People at the very bottom of the economic ladder are often excluded, or exclude themselves, from microfinance. Their income is usually too low and unreliable to permit repayment of loans or investment in anything but basic food consumption. In some countries the very poor are served by safety net programs, which usually take the form of cash transfers, food aid, or guaranteed employment schemes. Starting in 2006, CGAP and the Ford Foundation have been exploring how a “graduation model” can create pathways out of extreme poverty, adapting a methodology developed by BRAC in Bangladesh.

The graduation model targets the “ultra poor”—people who have no assets and are chronically food insecure. Safety nets usually help these very poor people survive but don’t allow them to build up assets. The graduation program combines support for immediate needs with longer term investments in training, financial services, and business development so that within two years ultra poor people are equipped to help themselves move out of extreme poverty. This Brief discusses early lessons from the implementation of the graduation model.

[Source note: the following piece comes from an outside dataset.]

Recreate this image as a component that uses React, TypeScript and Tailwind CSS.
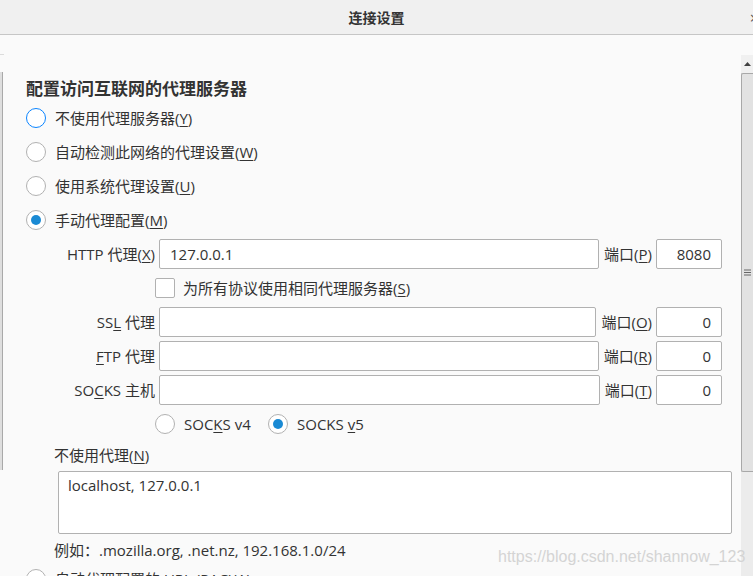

The term “graduation” refers to participants moving out of safety net programs and “graduating” into income-earning activities that let them sustain themselves without external subsidies. The graduation approach was originally developed by BRAC in Bangladesh. Over the past five years BRAC’s Specially Targeting the Ultra Poor program has reached 800,000 households—over 70 percent of them are currently food secure and managing sustainable economic activities.